Indeed, one of the most surprising aspects of the Fastow sentencing hearing is that neither the Task Force prosecutors nor Fastow attorneys disclosed to Judge Hoyt during the sentencing hearing about Fastow’s contrary testimony during the Lay-Skilling trial.
Or did they? According to this Tom Fowler/Houston Chronicle article, Task Force prosecutors and Fastow’s attorneys met with Judge Hoyt in chambers during a transcribed meeting the afternoon before Fastow’s sentencing.
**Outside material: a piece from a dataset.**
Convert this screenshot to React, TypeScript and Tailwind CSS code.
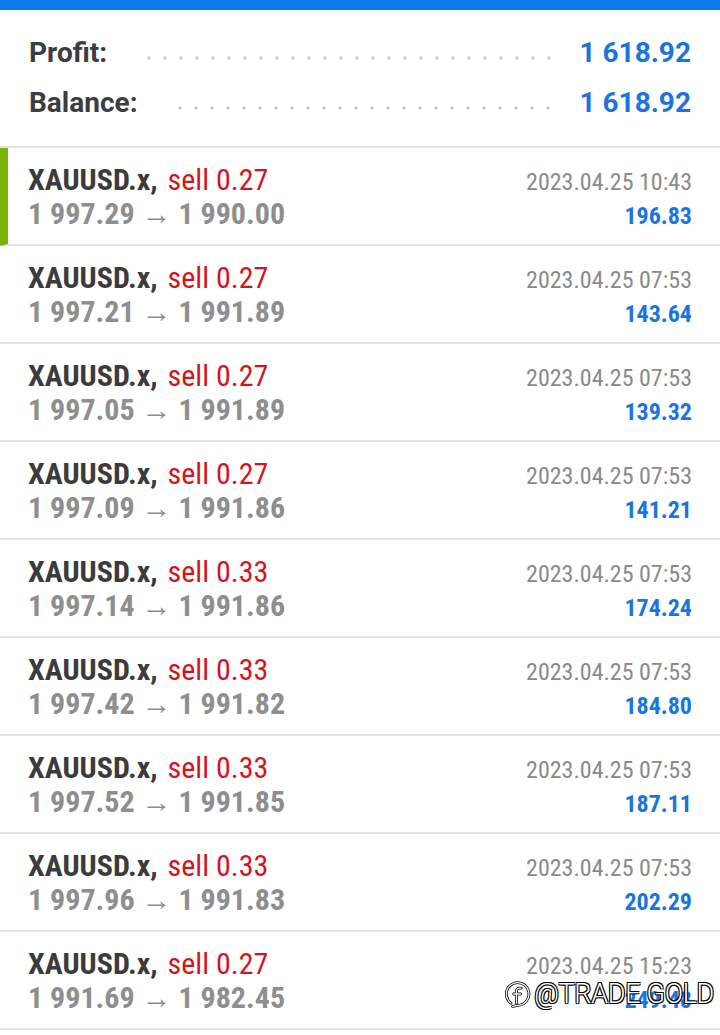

The transcript of that meeting has not been made public and none of the participants is talking about what was discussed. The Chronicle has filed a motion to unseal the transcript, and neither Fastow nor the Task Force is really opposing the Chronicle’s motion (Fastow has requested that matters regarding his personal medical condition be redacted from the transcript).
But what is really odd about all this is that Fowler reports that the Task Force, in a recent filing that is not yet publicly available, states that it wants to review the transcript of the closed-door meeting because “[t]he government is currently assessing whether to file a notice of appeal of the sentence imposed on Mr. Fastow, and it cannot make that determination without a copy of the transcript of the pre-sentencing hearing.”
Note to Task Force — it’s hard to appeal rulings successfully when you do not object to the ruling in the first place.